** Start Stored data **

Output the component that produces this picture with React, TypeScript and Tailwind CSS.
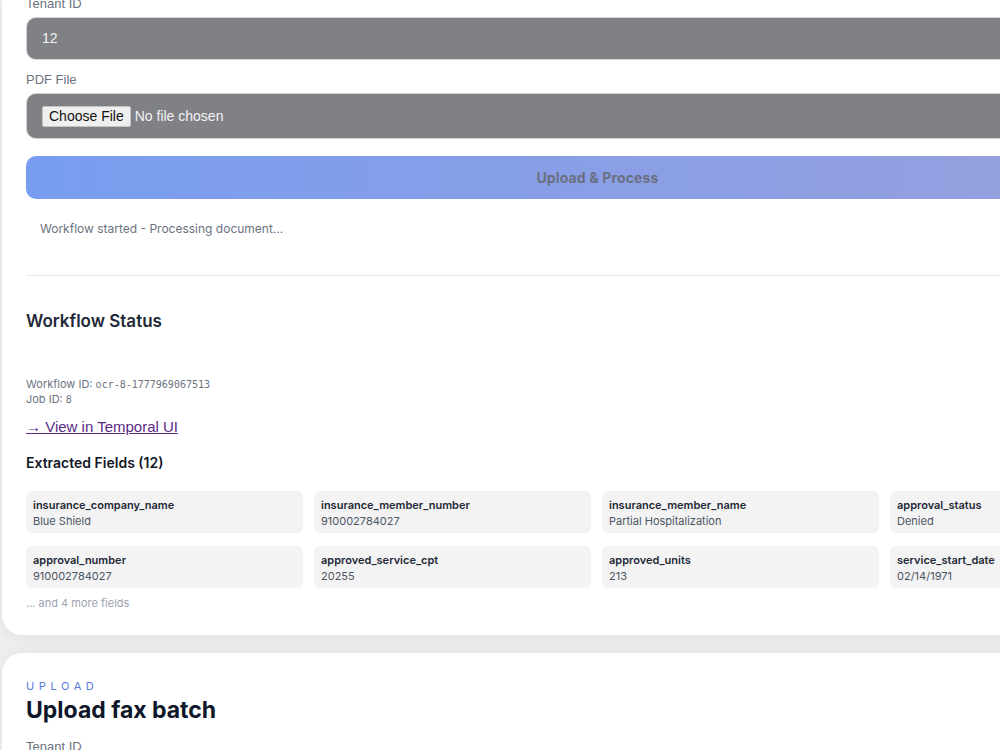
import React from "react";

// ============================================================
// Data
// ============================================================

const FIELDS: { name: string; value: string }[] = [
  { name: "insurance_company_name", value: "Blue Shield" },
  { name: "insurance_member_number", value: "910002784027" },
  { name: "insurance_member_name", value: "Partial Hospitalization" },
  { name: "approval_status", value: "Denied" },
  { name: "approval_number", value: "910002784027" },
  { name: "approved_service_cpt", value: "20255" },
  { name: "approved_units", value: "213" },
  { name: "service_start_date", value: "02/14/1971" },
];

const SANS = "font-['Inter','Noto_Sans',sans-serif]";
const ARIAL = "font-['Liberation_Sans','Arial',sans-serif]";
const MONO = "font-['DejaVu_Sans_Mono','Liberation_Mono',monospace]";

// ============================================================
// Pieces
// ============================================================

function FieldLabel({ children }: { children: React.ReactNode }) {
  return (
    <div className={`${ARIAL} mb-[5px] text-[13px] leading-4 text-[#6b7280]`}>
      {children}
    </div>
  );
}

function FieldCell({ name, value }: { name: string; value: string }) {
  return (
    <div className="h-[42px] rounded-md bg-[#f3f3f3] px-[7px] pt-[7px]">
      <div className="text-[11px] font-semibold leading-[14px] text-[#1f2937]">
        {name}
      </div>
      <div className="mt-[2px] text-[11px] leading-[14px] text-[#4b5563]">
        {value}
      </div>
    </div>
  );
}

// ============================================================
// App
// ============================================================

export default function App() {
  return (
    <div className={`${SANS} h-[750px] w-[1000px] overflow-hidden bg-[#efefef]`}>
      <div className="w-[1200px]">
        {/* Upload + status card */}
        <div className="ml-[2px] w-[1191px] rounded-b-[20px] bg-white px-6 pb-[25px] shadow-[0_4px_14px_rgba(0,0,0,0.06)]">
          <div className="-mt-[4px]">
            <FieldLabel>Tenant ID</FieldLabel>
            <div
              className={`${ARIAL} flex h-[43px] items-center rounded-[10px] border border-[#d2d3d5] bg-[#808185] px-[15px] text-[14px] text-[#f4f4f5]`}
            >
              12
            </div>
          </div>

          <div className="mt-[12px]">
            <FieldLabel>PDF File</FieldLabel>
            <div
              className={`${ARIAL} flex h-[46px] items-center rounded-[10px] border border-[#d2d3d5] bg-[#808185] px-[15px] text-[14px]`}
            >
              <span className="rounded-[2px] border border-[#c4c4c4] bg-[#efefef] px-[6px] py-[1px] leading-[17px] text-[#111]">
                Choose File
              </span>
              <span className="ml-[4px] text-[#f4f4f5]">No file chosen</span>
            </div>
          </div>

          <button
            type="button"
            className="mt-[17px] flex h-[43px] w-full items-center justify-center rounded-[10px] bg-gradient-to-r from-[#789df0] to-[#99a0dc] text-[14px] font-bold tracking-[0.01em] text-[#6b6f82]"
          >
            Upload &amp; Process
          </button>

          <div className="mt-[22px] px-[14px] text-[12px] leading-4 text-[#6b7280]">
            Workflow started - Processing document...
          </div>

          <div className="mt-[38px] border-t border-[#e5e7eb]" />

          {/* Workflow status */}
          <h2 className="mt-[33px] text-[17px] font-semibold leading-6 text-[#1f2937]">
            Workflow Status
          </h2>

          <div className="mt-[44px] text-[11px] leading-[14px] text-[#6b7280]">
            <div>
              Workflow ID: <span className={`${MONO} text-[10px]`}>ocr-8-1777969067513</span>
            </div>
            <div>
              Job ID: <span className={`${MONO} text-[10px]`}>8</span>
            </div>
          </div>

          <a
            href="#"
            className={`${ARIAL} mt-[10px] inline-block text-[15px] leading-5 text-[#5b2a86] underline`}
          >
            → View in Temporal UI
          </a>

          <h3 className="mt-[15px] text-[14px] font-semibold leading-5 text-[#111827]">
            Extracted Fields (12)
          </h3>

          <div className="mt-[18px] grid grid-cols-[repeat(4,277px)] gap-x-[11px] gap-y-[13px]">
            {FIELDS.map((f) => (
              <FieldCell key={f.name} name={f.name} value={f.value} />
            ))}
          </div>

          <div className="mt-[8px] text-[11px] leading-[14px] text-[#9ca3af]">
            ... and 4 more fields
          </div>
        </div>

        {/* Upload fax batch card */}
        <div className="mt-[18px] ml-[2px] w-[1191px] rounded-t-[20px] bg-white px-6 pt-[26px] pb-10 shadow-[0_-2px_14px_rgba(0,0,0,0.05)]">
          <div className="text-[11px] leading-[14px] tracking-[0.42em] text-[#5b7be0]">
            UPLOAD
          </div>
          <h2 className="mt-[3px] text-[23px] font-bold leading-7 text-[#0f172a]">
            Upload fax batch
          </h2>
          <div className="mt-[15px]">
            <FieldLabel>Tenant ID</FieldLabel>
          </div>
        </div>
      </div>
    </div>
  );
}
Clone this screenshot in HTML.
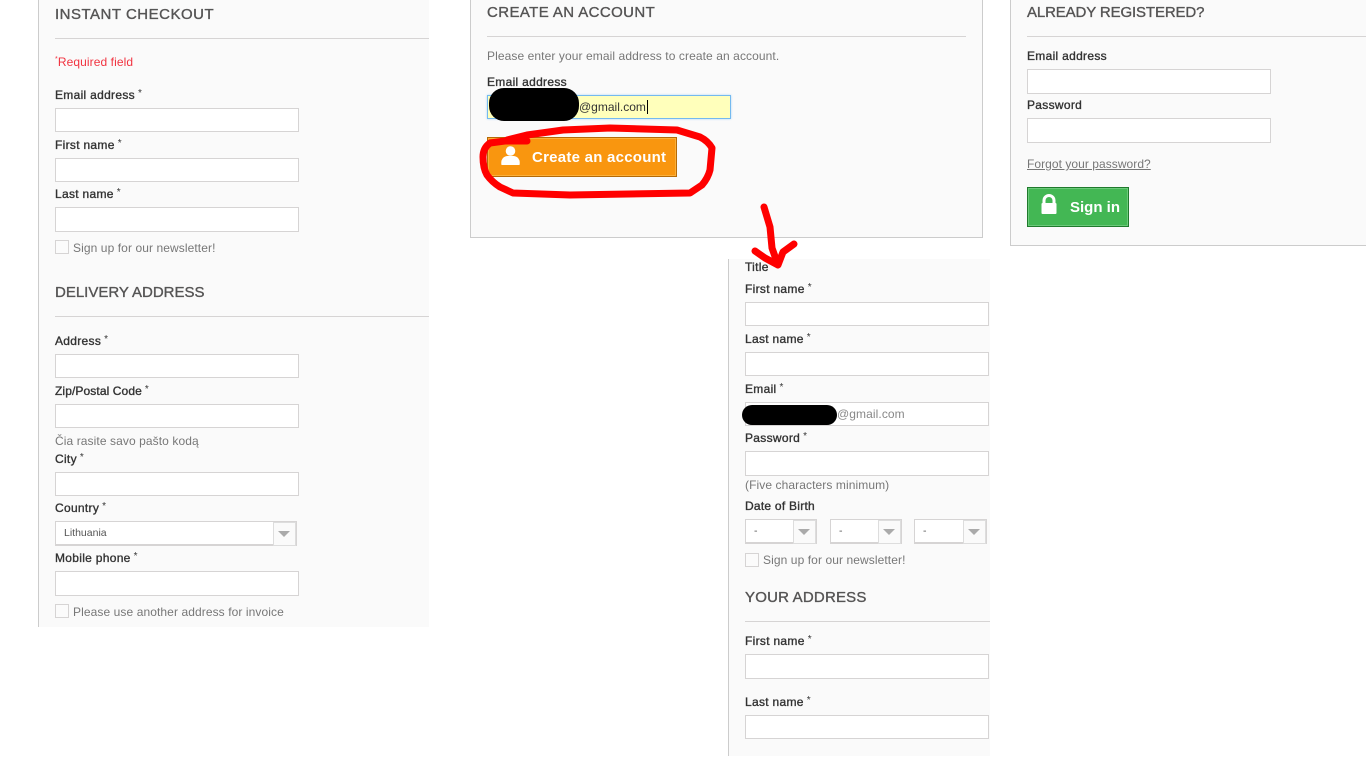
<!DOCTYPE html>
<html><head><meta charset="utf-8"><style>
html,body{margin:0;padding:0;background:#fff;width:1366px;height:768px;overflow:hidden}
body{position:relative;font-family:"Liberation Sans",sans-serif}
div,span.a{position:absolute;box-sizing:border-box;white-space:nowrap}
.p{background:#fafafa;border:1px solid #ccc;border-top:0}
.h{font-size:15px;color:#555454;line-height:20px;-webkit-text-stroke:.35px #555454}
.r{height:1px;background:#d6d4d4}
.l{font-size:12px;line-height:14px;color:#333;letter-spacing:.3px;-webkit-text-stroke:.35px #333}
.l sup{font-size:10px;line-height:0;margin-left:3px;vertical-align:3px;-webkit-text-stroke:0}
.i{background:#fff;border:1px solid #d6d4d4;width:244px;height:24px}
.t{font-size:12px;line-height:14px;color:#777;letter-spacing:.09px}
.c{width:14px;height:14px;border:1px solid #d6d4d4;background:#fbfbfb}
.s{height:25px;background:#fff;border:1px solid #d6d4d4;border-bottom-width:2px;font-size:10.500px;line-height:23px;color:#555;padding-left:8px}
.s b{position:absolute;right:0;top:0;width:21px;height:22px;background:#fafafa;border:1px solid #ddd}
.s b:after{content:"";position:absolute;left:4px;top:8px;border:6px solid transparent;border-top:6px solid #aaa;border-bottom:0}
.btn{color:#fff;font-size:15px;font-weight:bold;line-height:38px;letter-spacing:.25px}
</style></head><body>

<div class="p" style="left:38px;top:0;width:391px;height:627px;border-right:0;border-bottom:0"></div>
<div class="p" style="left:470px;top:0;width:513px;height:238px"></div>
<div class="p" style="left:1010px;top:0;width:358px;height:246px"></div>
<div class="p" style="left:728px;top:259px;width:262px;height:497px;border-right:0;border-bottom:0"></div>

<div class="h" style="left:55px;top:5px;letter-spacing:.5px">INSTANT CHECKOUT</div>
<div class="r" style="left:55px;top:38px;width:374px"></div>
<div class="t" style="left:55px;top:55px;color:#f13340"><sup style="font-size:7px;line-height:0">*</sup>Required field</div>
<div class="l" style="left:55px;top:88px">Email address<sup>*</sup></div>
<div class="i" style="left:55px;top:108px"></div>
<div class="l" style="left:55px;top:138px">First name<sup>*</sup></div>
<div class="i" style="left:55px;top:158px"></div>
<div class="l" style="left:55px;top:187px">Last name<sup>*</sup></div>
<div class="i" style="left:55px;top:207px;height:25px"></div>
<div class="c" style="left:55px;top:240px"></div>
<div class="t" style="left:73px;top:241px">Sign up for our newsletter!</div>
<div class="h" style="left:55px;top:283px">DELIVERY ADDRESS</div>
<div class="r" style="left:55px;top:316px;width:374px"></div>
<div class="l" style="left:55px;top:334px">Address<sup>*</sup></div>
<div class="i" style="left:55px;top:354px"></div>
<div class="l" style="left:55px;top:384px;letter-spacing:.1px">Zip/Postal Code<sup>*</sup></div>
<div class="i" style="left:55px;top:404px"></div>
<div class="t" style="left:55px;top:434px">Čia rasite savo pašto kodą</div>
<div class="l" style="left:55px;top:452px">City<sup>*</sup></div>
<div class="i" style="left:55px;top:472px"></div>
<div class="l" style="left:55px;top:501px">Country<sup>*</sup></div>
<div class="s" style="left:55px;top:521px;width:242px">Lithuania<b></b></div>
<div class="l" style="left:55px;top:551px">Mobile phone<sup>*</sup></div>
<div class="i" style="left:55px;top:571px;height:25px"></div>
<div class="c" style="left:55px;top:604px"></div>
<div class="t" style="left:73px;top:605px">Please use another address for invoice</div>

<div class="h" style="left:487px;top:3px;letter-spacing:.4px">CREATE AN ACCOUNT</div>
<div class="r" style="left:487px;top:36px;width:479px"></div>
<div class="t" style="left:487px;top:49px">Please enter your email address to create an account.</div>
<div class="l" style="left:487px;top:75px">Email address</div>
<div class="i" style="left:487px;top:95px;background:#ffffbb;border-color:#74b9ef;box-shadow:0 0 2px #a9d4f5"></div>
<div style="left:579px;top:100px;font-size:12px;line-height:14px;color:#333">@gmail.com</div>
<div style="left:647px;top:100px;width:1px;height:14px;background:#000"></div>
<div style="left:489px;top:88px;width:90px;height:33px;background:#000;border-radius:15px"></div>
<div class="btn" style="left:487px;top:137px;width:190px;height:40px;background:#f9960f;border:1px solid #b56a06;box-shadow:inset 0 0 0 1px #fbb03b"></div>
<div class="btn" style="left:532px;top:139px">Create an account</div>
<svg style="position:absolute;left:500px;top:145px" width="20" height="21" viewBox="0 0 20 21"><circle cx="10.500" cy="6" r="4.800" fill="#fff"/><path d="M1.500 20 Q1 18 1.500 15.500 Q3 11.500 7 11 L14 11 Q18 11.500 19.500 15.500 Q20 18 19.500 20 Z" fill="#fff"/></svg>

<div class="h" style="left:1027px;top:3px;letter-spacing:-.13px">ALREADY REGISTERED?</div>
<div class="r" style="left:1027px;top:36px;width:339px"></div>
<div class="l" style="left:1027px;top:49px">Email address</div>
<div class="i" style="left:1027px;top:69px;height:25px"></div>
<div class="l" style="left:1027px;top:98px">Password</div>
<div class="i" style="left:1027px;top:118px;height:25px"></div>
<div class="t" style="left:1027px;top:157px;text-decoration:underline;color:#777;letter-spacing:.05px">Forgot your password?</div>
<div class="btn" style="left:1027px;top:187px;width:102px;height:40px;background:#43b754;border:1px solid #1f7a2c;box-shadow:inset 0 0 0 1px #6bc97a"></div>
<div class="btn" style="left:1070px;top:189px;letter-spacing:0">Sign in</div>
<svg style="position:absolute;left:1040px;top:194px" width="18" height="21" viewBox="0 0 18 21"><path d="M4 10 V6.500 A5 5 0 0 1 14 6.500 V10" fill="none" stroke="#fff" stroke-width="3"/><rect x="1.500" y="9" width="15" height="11" rx="1" fill="#fff"/></svg>

<div class="l" style="left:745px;top:260px">Title</div>
<div class="l" style="left:745px;top:282px">First name<sup>*</sup></div>
<div class="i" style="left:745px;top:302px"></div>
<div class="l" style="left:745px;top:332px">Last name<sup>*</sup></div>
<div class="i" style="left:745px;top:352px"></div>
<div class="l" style="left:745px;top:382px">Email<sup>*</sup></div>
<div class="i" style="left:745px;top:402px"></div>
<div class="t" style="left:837px;top:407px;color:#888">@gmail.com</div>
<div style="left:742px;top:405px;width:95px;height:20px;background:#000;border-radius:10px"></div>
<div class="l" style="left:745px;top:431px">Password<sup>*</sup></div>
<div class="i" style="left:745px;top:451px;height:25px"></div>
<div class="t" style="left:745px;top:478px">(Five characters minimum)</div>
<div class="l" style="left:745px;top:499px;letter-spacing:.25px">Date of Birth</div>
<div class="s" style="left:745px;top:519px;width:72px">-<b></b></div>
<div class="s" style="left:830px;top:519px;width:72px">-<b></b></div>
<div class="s" style="left:914px;top:519px;width:73px">-<b></b></div>
<div class="c" style="left:745px;top:553px"></div>
<div class="t" style="left:763px;top:553px">Sign up for our newsletter!</div>
<div class="h" style="left:745px;top:588px;letter-spacing:.2px">YOUR ADDRESS</div>
<div class="r" style="left:745px;top:621px;width:245px"></div>
<div class="l" style="left:745px;top:634px">First name<sup>*</sup></div>
<div class="i" style="left:745px;top:654px;height:25px"></div>
<div class="l" style="left:745px;top:695px">Last name<sup>*</sup></div>
<div class="i" style="left:745px;top:715px"></div>

<svg style="position:absolute;left:0;top:0" width="1366" height="768" viewBox="0 0 1366 768" fill="none" stroke="#f00" stroke-linecap="round" stroke-linejoin="round">
<path stroke-width="7" d="M527 141 L505 141 L490 143 Q483 148 483 157 Q483 168 487 175 Q492 182 500 187 L513 193 L570 195 L690 193 L702 185 Q708 178 710 170 L712 148 Q708 141 700 137 L677 130 L610 128 L563 130 L527 135 L507 140"/>
<path stroke-width="7" d="M764 207 L770 227 L772 248 L778 265 L783 252 L794 244 M778 265 L765 258 L755 251"/>
</svg>
</body></html>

** End Stored data **

- What to produce -
Pull every line containing the word "React" out of the material and copy it.

- Solution to the problem -
Output the component that produces this picture with React, TypeScript and Tailwind CSS.
import React from "react";
function FieldLabel({ children }: { children: React.ReactNode }) {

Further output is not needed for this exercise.